Given, therefore, that she assigns a prior probability of 1/3 to any particular awakening arising from a Heads flip, this should be the answer she gives whenever she awakens, and also before she goes to sleep.

So the paradox resolves to the question Beauty is being asked to answer. What is the probability that a fair coin will land Heads? Answer = ½. What is the probability that whenever she is woken this awakening has resulted from a Heads flip? Answer = 1/3. She is consistent in these answers both before she goes to sleep and whenever she wakes. In other words, because Beauty knows that she will correctly answer 1/3 whenever she is woken, given the rules of the experiment, of which she is aware, she will answer 1/3 before she goes to sleep.

This, at least, is one seemingly reasonable way of looking at, and providing a solution to, the classic Sleeping Beauty problem.

Exercise

You volunteer to undergo the following experiment and are told all of the following details: On Sunday you will be put to sleep. Once or twice during the experiment, you will be awakened, interviewed, and put back to sleep with an amnesia-inducing drug that makes you forget that awakening.

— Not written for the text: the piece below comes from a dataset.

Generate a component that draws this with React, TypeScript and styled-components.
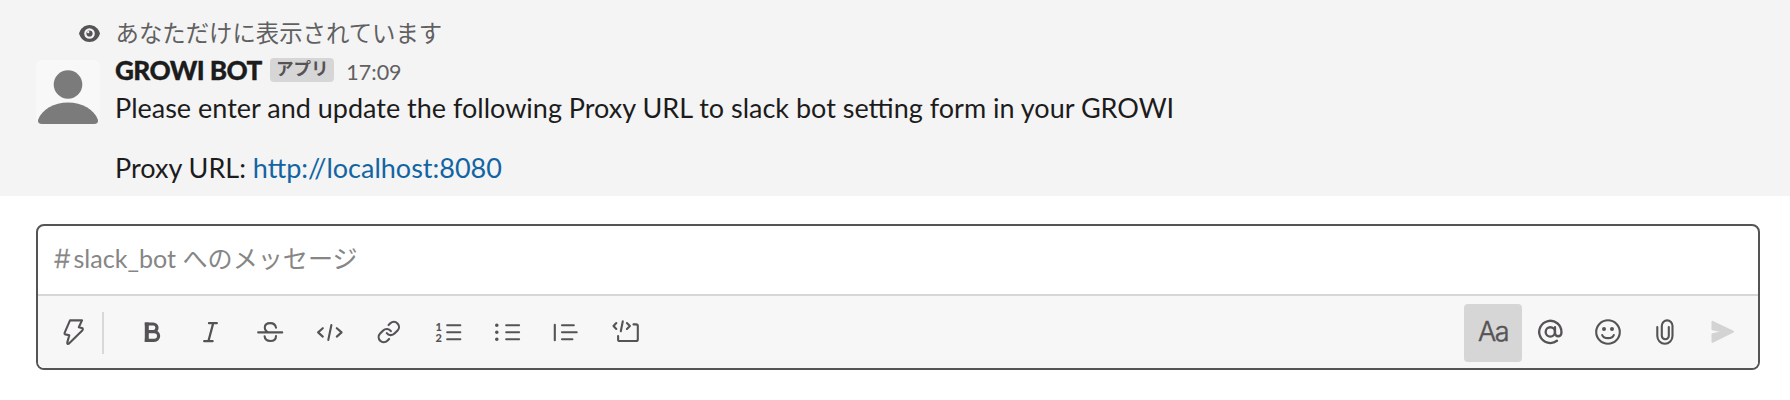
import React from "react";
import styled, { createGlobalStyle } from "styled-components";

const GlobalStyle = createGlobalStyle`
  *, *::before, *::after { box-sizing: border-box; }
  body {
    margin: 0;
    background: #ffffff;
    color: #1d1c1d;
    font-family: Lato, "Noto Sans CJK JP", sans-serif;
  }
`;

const Page = styled.main`
  display: flex;
  flex-direction: column;
  width: 1790px;
  height: 400px;
  overflow: hidden;
`;

const Message = styled.article`
  display: grid;
  grid-template-columns: 100px 1fr;
  column-gap: 15px;
  grid-template-rows: 38px auto;
  height: 196px;
  padding-top: 14px;
  background: #f4f4f4;
`;

const EyeCell = styled.div`
  display: flex;
  justify-content: flex-end;
  align-items: center;
`;

const VisibilityNote = styled.div`
  color: #616061;
  font-size: 23.4px;
  line-height: 38px;
  padding-left: 0.5px;
`;

const AvatarCell = styled.div`
  display: flex;
  justify-content: flex-end;
  align-items: flex-start;
  padding: 8px 0 0;
`;

const Body = styled.div`
  display: flex;
  flex-direction: column;
`;

const Header = styled.header`
  display: flex;
  align-items: baseline;
  height: 37px;
  line-height: 36px;
`;

const Author = styled.span`
  font-size: 26.2px;
  font-weight: 900;
  letter-spacing: -0.6px;
  -webkit-text-stroke: 0.3px currentColor;
`;

const AppBadge = styled.span`
  align-self: flex-start;
  width: 64px;
  height: 24px;
  margin: 6px 0 0 8.5px;
  border-radius: 4px;
  background: #d6d6d6;
  color: #555355;
  font-size: 17.6px;
  font-weight: 700;
  line-height: 22px;
  text-align: center;
`;

const Time = styled.time`
  margin-left: 12px;
  color: #616061;
  font-size: 21.5px;
`;

const Line = styled.p<{ $gap?: number }>`
  margin: ${(p) => p.$gap ?? 0}px 0 0;
  font-size: 27px;
  line-height: 38px;
  white-space: nowrap;
`;

const Link = styled.a`
  color: #1264a3;
  text-decoration: none;
`;

const Composer = styled.section`
  display: flex;
  flex-direction: column;
  width: 1724px;
  height: 146px;
  margin: 28px 0 0 36px;
  border: 2px solid #555455;
  border-radius: 8px;
  overflow: hidden;
`;

const Input = styled.div`
  display: flex;
  align-items: baseline;
  height: 68px;
  padding-left: 16px;
  color: #868686;
  font-size: 25.1px;
  line-height: 64px;
  white-space: pre;
`;

const Hash = styled.span`
  width: 19.5px;
  font-family: Inter, sans-serif;
  font-size: 26px;
  font-weight: 300;
  line-height: 1;
  -webkit-text-stroke: 0.3px currentColor;
`;

const Toolbar = styled.div`
  display: flex;
  align-items: center;
  flex: 1;
  padding: 2px 6px 0 6px;
  border-top: 2px solid #d6d6d6;
  background: #f7f7f7;
`;

const Group = styled.div<{ $gap?: number; $push?: boolean }>`
  display: flex;
  gap: ${(p) => p.$gap ?? 0}px;
  margin-left: ${(p) => (p.$push ? "auto" : "19px")};
`;

const Divider = styled.span`
  width: 2px;
  height: 42px;
  background: #d9d9d9;
`;

const ToolButton = styled.button<{ $active?: boolean; $width?: number }>`
  display: flex;
  align-items: center;
  justify-content: center;
  width: ${(p) => p.$width ?? 58}px;
  height: 58px;
  padding: 0;
  border: 0;
  border-radius: 4px;
  background: ${(p) => (p.$active ? "#d6d6d6" : "transparent")};
  color: #555355;
`;

const FormatLabel = styled.span`
  padding-bottom: 3px;
  font-family: Inter, sans-serif;
  font-size: 27px;
  font-weight: 300;
  letter-spacing: -1.6px;
  -webkit-text-stroke: 0.5px currentColor;
`;

const Glyph = styled.svg`
  display: block;
  width: 32px;
  height: 32px;
  fill: none;
  stroke: currentColor;
  stroke-width: 2.1;
  stroke-linecap: round;
  stroke-linejoin: round;
`;

const Numeral = styled.text`
  fill: currentColor;
  stroke: none;
  font-family: Lato, sans-serif;
  font-size: 11px;
  font-weight: 900;
`;

const Icon = ({ children }: { children: React.ReactNode }) => (
  <Glyph viewBox="0 0 32 32">{children}</Glyph>
);

const formatting: { name: string; drawing: React.ReactNode }[] = [
  {
    name: "bold",
    drawing: (
      <>
        <path strokeWidth="4" strokeLinecap="butt" d="M10.8 5.4V25" />
        <path
          strokeWidth="3.2"
          strokeLinecap="butt"
          d="M8.8 7H17.2a3.7 3.7 0 0 1 0 7.6H10.4M17.2 14.6H18.2a4.4 4.4 0 0 1 0 8.8H8.8"
        />
      </>
    ),
  },
  {
    name: "italic",
    drawing: <path strokeWidth="2.3" d="M14 6.2H21.800M9.200 24.2H17.600M18.2 6.2L13.4 24.2" />,
  },
  {
    name: "strike",
    drawing: (
      <path d="M4.2 15.4H28.2M22 10.6C21.3 7.2 19.2 6.1 16.3 6.1C13 6.1 10.8 7.9 10.8 10.6C10.8 13 12.2 14.6 14.6 15.4M10.6 19.2C10.9 22.5 12.8 24 16.4 24C20 24 22 22.4 22 19" />
    ),
  },
  {
    name: "code",
    drawing: <path d="M8.8 11.2L4.1 15.4L8.8 19.6M17.4 8L14.3 22.9M22.800 11.2L27.600 15.4L22.800 19.6" />,
  },
  {
    name: "link",
    drawing: (
      <g transform="translate(3.6 2.8) scale(1.02)">
        <path d="M10 13a5 5 0 0 0 7.54.54l3-3a5 5 0 0 0-7.07-7.07l-1.72 1.71" />
        <path d="M14 11a5 5 0 0 0-7.54-.54l-3 3a5 5 0 0 0 7.07 7.07l1.71-1.71" />
      </g>
    ),
  },
  {
    name: "ordered",
    drawing: (
      <>
        <Numeral x="3.4" y="13.5">1</Numeral>
        <Numeral x="3.4" y="25">2</Numeral>
        <path d="M15.2 8.2H28.300M15.2 15.3H28.300M15.2 22.3H28.300" />
      </>
    ),
  },
  {
    name: "bullets",
    drawing: (
      <>
        <path d="M15.2 8.2H28.1M15.2 15.3H28.1M15.2 22.3H28.1" />
        <path strokeWidth="3.6" d="M5.8 8.2h0M5.8 15.3h0M5.8 22.3h0" />
      </>
    ),
  },
  {
    name: "quote",
    drawing: <path d="M4.8 7.8V23.3M12 8.2H23.8M12 15.3H26.7M12 22.3H22.4" />,
  },
  {
    name: "block",
    drawing: (
      <path d="M6.3 6L3.5 9L6.3 12M12.800 4.2L10.8 14.2M16.9 6L19.9 9L16.9 12M23.5 7.4H26.1Q27.8 7.4 27.8 9V22.5Q27.8 24 26.1 24H9.7Q8.1 24 8.1 22.4V19" />
    ),
  },
];

export default function App() {
  return (
    <>
      <GlobalStyle />
      <Page>
        <Message>
          <EyeCell>
            <svg width="21" height="17" viewBox="0 0 21 17">
              <path
                fill="#555355"
                d="M0 8.5C1.5 3.5 5.5 0 10.5 0S19.5 3.5 21 8.5C19.5 13.5 15.5 17 10.5 17S1.5 13.5 0 8.5Z"
              />
              <circle cx="10.5" cy="8.5" r="5.3" fill="#f4f4f4" />
              <circle cx="10.5" cy="8.5" r="3.1" fill="#555355" />
              <circle cx="9.2" cy="7.1" r="1.2" fill="#f4f4f4" />
            </svg>
          </EyeCell>
          <VisibilityNote>あなただけに表示されています</VisibilityNote>
          <AvatarCell>
            <svg width="64" height="64" viewBox="0 0 64 64">
              <rect width="64" height="64" rx="5" fill="#f8f8f8" />
              <circle cx="32" cy="24.5" r="14.3" fill="#7b7b7b" />
              <path
                fill="#7b7b7b"
                d="M2 60C6 49 18 42.5 32 42.5S58 49 62 60Q62.5 64 58 64H6Q1.5 64 2 60Z"
              />
            </svg>
          </AvatarCell>
          <Body>
            <Header>
              <Author>GROWI BOT</Author>
              <AppBadge>アプリ</AppBadge>
              <Time>17:09</Time>
            </Header>
            <Line>
              Please enter and update the following Proxy URL to slack bot setting form in your GROWI
            </Line>
            <Line $gap={22}>
              Proxy URL: <Link>http://localhost:8080</Link>
            </Line>
          </Body>
        </Message>
        <Composer>
          <Input>
            <Hash>#</Hash>
            <span>slack_bot へのメッセージ</span>
          </Input>
          <Toolbar>
            <ToolButton>
              <Icon>
                <path d="M13 3.4H25L21.8 10.3L25.6 11.3Q26.3 12.5 25.3 13.5L12 26.6Q10 27.6 10.3 25.4L12.3 18.2L8.3 17.4Q7.2 17 7.6 15.8Z" />
              </Icon>
            </ToolButton>
            <Divider />
            <Group $gap={1.2}>
              {formatting.map((item) => (
                <ToolButton key={item.name}>
                  <Icon>{item.drawing}</Icon>
                </ToolButton>
              ))}
            </Group>
            <Group $push>
              <ToolButton $active>
                <FormatLabel>Aa</FormatLabel>
              </ToolButton>
              <ToolButton>
                <Icon>
                  <g transform="translate(2 1.6) scale(1.11)">
                    <circle cx="12" cy="12" r="4.2" />
                    <path d="M16.2 7.8v5.2a2.9 2.9 0 0 0 5.8 0v-1a10 10 0 1 0-4 8" />
                  </g>
                </Icon>
              </ToolButton>
              <ToolButton $width={56}>
                <Icon>
                  <circle cx="16" cy="15" r="11.8" />
                  <path d="M10.2 18C11.5 22.2 20.5 22.2 21.8 18" />
                  <path strokeWidth="4" d="M12 12h0M20 12h0" />
                </Icon>
              </ToolButton>
              <ToolButton>
                <Icon>
                  <path d="M8.3 10V19a7.6 7.7 0 0 0 15.2 0V8.8a5.35 5.4 0 0 0-10.7 0V18.8a3.5 3.5 0 0 0 7 0V10" />
                </Icon>
              </ToolButton>
              <ToolButton>
                <Icon>
                  <path
                    fill="#d3d3d3"
                    stroke="#d3d3d3"
                    strokeWidth="2"
                    d="M5.5 4.8L26 14.7L5.5 24.8V17.3L17 14.8L5.5 12.2Z"
                  />
                </Icon>
              </ToolButton>
            </Group>
          </Toolbar>
        </Composer>
      </Page>
    </>
  );
}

A fair coin will be tossed on Sunday evening after you are put to sleep, to determine which experimental procedure to undertake: if the coin comes up heads, you will be awakened and interviewed on Monday only. If the coin comes up tails, you will be awakened and interviewed on Monday and Tuesday. In either case, you will be awakened on Wednesday without interview and the experiment ends.

Any time you are awakened and interviewed, you are asked, “What is your belief now, as a percentage, in the proposition that the coin landed heads?”